▸ Exercise
For the copy, please give all of the data again exactly and leave the pictures out.

▸ Data
-------------------------

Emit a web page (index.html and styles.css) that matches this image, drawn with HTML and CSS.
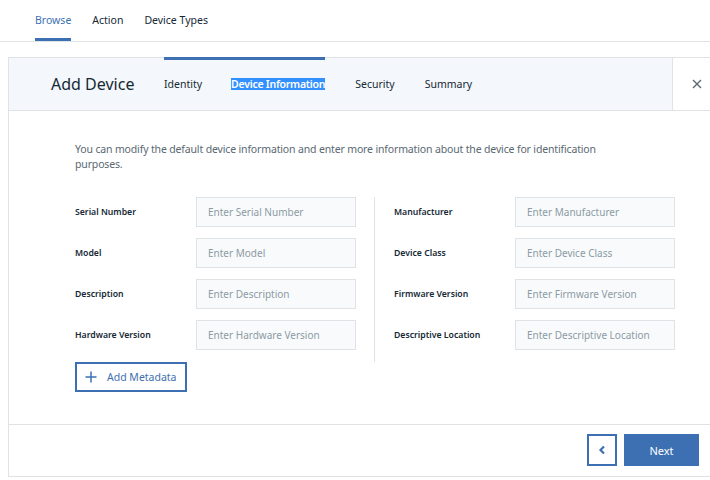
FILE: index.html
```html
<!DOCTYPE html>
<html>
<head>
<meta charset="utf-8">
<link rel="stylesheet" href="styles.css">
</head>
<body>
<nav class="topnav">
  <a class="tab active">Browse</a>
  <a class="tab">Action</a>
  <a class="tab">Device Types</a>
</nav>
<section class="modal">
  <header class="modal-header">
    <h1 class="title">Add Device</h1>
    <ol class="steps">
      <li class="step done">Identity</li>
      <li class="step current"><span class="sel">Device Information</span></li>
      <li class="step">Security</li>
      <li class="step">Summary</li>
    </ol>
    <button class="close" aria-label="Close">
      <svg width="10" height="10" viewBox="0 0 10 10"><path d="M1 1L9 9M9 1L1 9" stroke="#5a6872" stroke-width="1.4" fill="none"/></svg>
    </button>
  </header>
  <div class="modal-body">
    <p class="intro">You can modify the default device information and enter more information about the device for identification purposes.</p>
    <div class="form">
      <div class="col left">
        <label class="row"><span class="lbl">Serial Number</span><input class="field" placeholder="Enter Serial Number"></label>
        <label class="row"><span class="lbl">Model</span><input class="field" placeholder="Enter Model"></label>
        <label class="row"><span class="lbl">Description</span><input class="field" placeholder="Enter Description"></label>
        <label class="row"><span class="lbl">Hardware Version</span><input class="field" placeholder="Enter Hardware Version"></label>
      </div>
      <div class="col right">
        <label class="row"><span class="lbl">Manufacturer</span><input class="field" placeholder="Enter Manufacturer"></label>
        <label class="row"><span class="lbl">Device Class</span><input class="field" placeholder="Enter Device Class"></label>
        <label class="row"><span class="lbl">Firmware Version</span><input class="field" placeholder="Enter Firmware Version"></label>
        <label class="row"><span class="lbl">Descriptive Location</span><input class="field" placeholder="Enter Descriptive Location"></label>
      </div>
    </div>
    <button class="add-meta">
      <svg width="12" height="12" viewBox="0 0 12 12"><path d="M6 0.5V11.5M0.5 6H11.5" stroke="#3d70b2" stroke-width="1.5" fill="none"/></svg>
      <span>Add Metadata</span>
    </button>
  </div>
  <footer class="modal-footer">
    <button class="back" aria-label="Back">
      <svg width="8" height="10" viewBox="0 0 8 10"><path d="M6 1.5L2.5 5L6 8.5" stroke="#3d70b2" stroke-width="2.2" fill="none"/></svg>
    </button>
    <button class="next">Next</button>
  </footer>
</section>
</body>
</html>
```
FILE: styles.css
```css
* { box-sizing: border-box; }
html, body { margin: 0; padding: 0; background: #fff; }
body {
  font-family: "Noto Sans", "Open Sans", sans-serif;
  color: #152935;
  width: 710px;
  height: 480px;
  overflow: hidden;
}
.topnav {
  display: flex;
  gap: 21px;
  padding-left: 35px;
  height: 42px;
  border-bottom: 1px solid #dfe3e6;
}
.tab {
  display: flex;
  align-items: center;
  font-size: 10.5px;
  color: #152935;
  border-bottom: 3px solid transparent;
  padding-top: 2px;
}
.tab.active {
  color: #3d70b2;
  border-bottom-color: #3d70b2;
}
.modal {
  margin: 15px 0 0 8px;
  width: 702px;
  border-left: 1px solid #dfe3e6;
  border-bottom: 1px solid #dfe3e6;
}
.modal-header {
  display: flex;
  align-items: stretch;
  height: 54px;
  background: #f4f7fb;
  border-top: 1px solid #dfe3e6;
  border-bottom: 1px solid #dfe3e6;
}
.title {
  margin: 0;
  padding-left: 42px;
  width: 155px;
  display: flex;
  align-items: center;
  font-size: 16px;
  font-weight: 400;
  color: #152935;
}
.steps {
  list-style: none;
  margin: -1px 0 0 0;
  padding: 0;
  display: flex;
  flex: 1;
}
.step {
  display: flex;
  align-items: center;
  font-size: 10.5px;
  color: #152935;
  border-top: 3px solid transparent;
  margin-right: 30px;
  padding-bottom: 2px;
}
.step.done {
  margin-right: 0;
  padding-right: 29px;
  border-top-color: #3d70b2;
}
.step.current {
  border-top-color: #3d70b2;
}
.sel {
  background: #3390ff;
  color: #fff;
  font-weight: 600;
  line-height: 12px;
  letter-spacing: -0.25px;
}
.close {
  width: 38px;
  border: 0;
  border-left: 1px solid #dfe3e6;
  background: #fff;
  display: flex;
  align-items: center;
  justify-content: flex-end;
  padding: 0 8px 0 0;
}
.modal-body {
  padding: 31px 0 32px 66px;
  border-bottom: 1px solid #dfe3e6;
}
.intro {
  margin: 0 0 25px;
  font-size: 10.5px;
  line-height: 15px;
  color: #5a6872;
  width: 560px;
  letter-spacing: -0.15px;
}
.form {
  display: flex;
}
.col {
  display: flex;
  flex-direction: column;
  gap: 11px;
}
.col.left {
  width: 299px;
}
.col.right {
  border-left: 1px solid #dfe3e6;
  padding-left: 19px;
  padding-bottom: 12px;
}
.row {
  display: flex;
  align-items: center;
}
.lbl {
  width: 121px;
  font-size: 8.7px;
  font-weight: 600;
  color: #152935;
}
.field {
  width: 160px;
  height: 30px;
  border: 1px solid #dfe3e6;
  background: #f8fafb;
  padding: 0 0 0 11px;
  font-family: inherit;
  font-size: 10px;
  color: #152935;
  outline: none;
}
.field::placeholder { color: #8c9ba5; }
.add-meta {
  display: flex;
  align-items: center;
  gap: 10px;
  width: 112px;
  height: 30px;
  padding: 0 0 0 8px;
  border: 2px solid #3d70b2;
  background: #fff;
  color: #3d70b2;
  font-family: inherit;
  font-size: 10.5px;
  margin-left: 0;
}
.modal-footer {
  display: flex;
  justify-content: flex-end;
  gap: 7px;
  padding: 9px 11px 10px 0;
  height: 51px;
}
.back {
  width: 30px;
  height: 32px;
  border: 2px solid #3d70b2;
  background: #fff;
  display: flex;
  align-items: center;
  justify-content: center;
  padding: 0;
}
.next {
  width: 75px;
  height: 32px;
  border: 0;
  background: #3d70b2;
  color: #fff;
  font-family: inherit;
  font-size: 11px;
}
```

-------------------------

▸ Output of the task
Emit a web page (index.html and styles.css) that matches this image, drawn with HTML and CSS.
FILE: index.html
```html
<!DOCTYPE html>
<html>
<head>
<meta charset="utf-8">
<link rel="stylesheet" href="styles.css">
</head>
<body>
<nav class="topnav">
  <a class="tab active">Browse</a>
  <a class="tab">Action</a>
  <a class="tab">Device Types</a>
</nav>
<section class="modal">
  <header class="modal-header">
    <h1 class="title">Add Device</h1>
    <ol class="steps">
      <li class="step done">Identity</li>
      <li class="step current"><span class="sel">Device Information</span></li>
      <li class="step">Security</li>
      <li class="step">Summary</li>
    </ol>
    <button class="close" aria-label="Close">
      <svg width="10" height="10" viewBox="0 0 10 10"><path d="M1 1L9 9M9 1L1 9" stroke="#5a6872" stroke-width="1.4" fill="none"/></svg>
    </button>
  </header>
  <div class="modal-body">
    <p class="intro">You can modify the default device information and enter more information about the device for identification purposes.</p>
    <div class="form">
      <div class="col left">
        <label class="row"><span class="lbl">Serial Number</span><input class="field" placeholder="Enter Serial Number"></label>
        <label class="row"><span class="lbl">Model</span><input class="field" placeholder="Enter Model"></label>
        <label class="row"><span class="lbl">Description</span><input class="field" placeholder="Enter Description"></label>
        <label class="row"><span class="lbl">Hardware Version</span><input class="field" placeholder="Enter Hardware Version"></label>
      </div>
      <div class="col right">
        <label class="row"><span class="lbl">Manufacturer</span><input class="field" placeholder="Enter Manufacturer"></label>
        <label class="row"><span class="lbl">Device Class</span><input class="field" placeholder="Enter Device Class"></label>
        <label class="row"><span class="lbl">Firmware Version</span><input class="field" placeholder="Enter Firmware Version"></label>
        <label class="row"><span class="lbl">Descriptive Location</span><input class="field" placeholder="Enter Descriptive Location"></label>
      </div>
    </div>
    <button class="add-meta">
      <svg width="12" height="12" viewBox="0 0 12 12"><path d="M6 0.5V11.5M0.5 6H11.5" stroke="#3d70b2" stroke-width="1.5" fill="none"/></svg>
      <span>Add Metadata</span>
    </button>
  </div>
  <footer class="modal-footer">
    <button class="back" aria-label="Back">
      <svg width="8" height="10" viewBox="0 0 8 10"><path d="M6 1.5L2.5 5L6 8.5" stroke="#3d70b2" stroke-width="2.2" fill="none"/></svg>
    </button>
    <button class="next">Next</button>
  </footer>
</section>
</body>
</html>
```
FILE: styles.css
```css
* { box-sizing: border-box; }
html, body { margin: 0; padding: 0; background: #fff; }
body {
  font-family: "Noto Sans", "Open Sans", sans-serif;
  color: #152935;
  width: 710px;
  height: 480px;
  overflow: hidden;
}
.topnav {
  display: flex;
  gap: 21px;
  padding-left: 35px;
  height: 42px;
  border-bottom: 1px solid #dfe3e6;
}
.tab {
  display: flex;
  align-items: center;
  font-size: 10.5px;
  color: #152935;
  border-bottom: 3px solid transparent;
  padding-top: 2px;
}
.tab.active {
  color: #3d70b2;
  border-bottom-color: #3d70b2;
}
.modal {
  margin: 15px 0 0 8px;
  width: 702px;
  border-left: 1px solid #dfe3e6;
  border-bottom: 1px solid #dfe3e6;
}
.modal-header {
  display: flex;
  align-items: stretch;
  height: 54px;
  background: #f4f7fb;
  border-top: 1px solid #dfe3e6;
  border-bottom: 1px solid #dfe3e6;
}
.title {
  margin: 0;
  padding-left: 42px;
  width: 155px;
  display: flex;
  align-items: center;
  font-size: 16px;
  font-weight: 400;
  color: #152935;
}
.steps {
  list-style: none;
  margin: -1px 0 0 0;
  padding: 0;
  display: flex;
  flex: 1;
}
.step {
  display: flex;
  align-items: center;
  font-size: 10.5px;
  color: #152935;
  border-top: 3px solid transparent;
  margin-right: 30px;
  padding-bottom: 2px;
}
.step.done {
  margin-right: 0;
  padding-right: 29px;
  border-top-color: #3d70b2;
}
.step.current {
  border-top-color: #3d70b2;
}
.sel {
  background: #3390ff;
  color: #fff;
  font-weight: 600;
  line-height: 12px;
  letter-spacing: -0.25px;
}
.close {
  width: 38px;
  border: 0;
  border-left: 1px solid #dfe3e6;
  background: #fff;
  display: flex;
  align-items: center;
  justify-content: flex-end;
  padding: 0 8px 0 0;
}
.modal-body {
  padding: 31px 0 32px 66px;
  border-bottom: 1px solid #dfe3e6;
}
.intro {
  margin: 0 0 25px;
  font-size: 10.5px;
  line-height: 15px;
  color: #5a6872;
  width: 560px;
  letter-spacing: -0.15px;
}
.form {
  display: flex;
}
.col {
  display: flex;
  flex-direction: column;
  gap: 11px;
}
.col.left {
  width: 299px;
}
.col.right {
  border-left: 1px solid #dfe3e6;
  padding-left: 19px;
  padding-bottom: 12px;
}
.row {
  display: flex;
  align-items: center;
}
.lbl {
  width: 121px;
  font-size: 8.7px;
  font-weight: 600;
  color: #152935;
}
.field {
  width: 160px;
  height: 30px;
  border: 1px solid #dfe3e6;
  background: #f8fafb;
  padding: 0 0 0 11px;
  font-family: inherit;
  font-size: 10px;
  color: #152935;
  outline: none;
}
.field::placeholder { color: #8c9ba5; }
.add-meta {
  display: flex;
  align-items: center;
  gap: 10px;
  width: 112px;
  height: 30px;
  padding: 0 0 0 8px;
  border: 2px solid #3d70b2;
  background: #fff;
  color: #3d70b2;
  font-family: inherit;
  font-size: 10.5px;
  margin-left: 0;
}
.modal-footer {
  display: flex;
  justify-content: flex-end;
  gap: 7px;
  padding: 9px 11px 10px 0;
  height: 51px;
}
.back {
  width: 30px;
  height: 32px;
  border: 2px solid #3d70b2;
  background: #fff;
  display: flex;
  align-items: center;
  justify-content: center;
  padding: 0;
}
.next {
  width: 75px;
  height: 32px;
  border: 0;
  background: #3d70b2;
  color: #fff;
  font-family: inherit;
  font-size: 11px;
}
```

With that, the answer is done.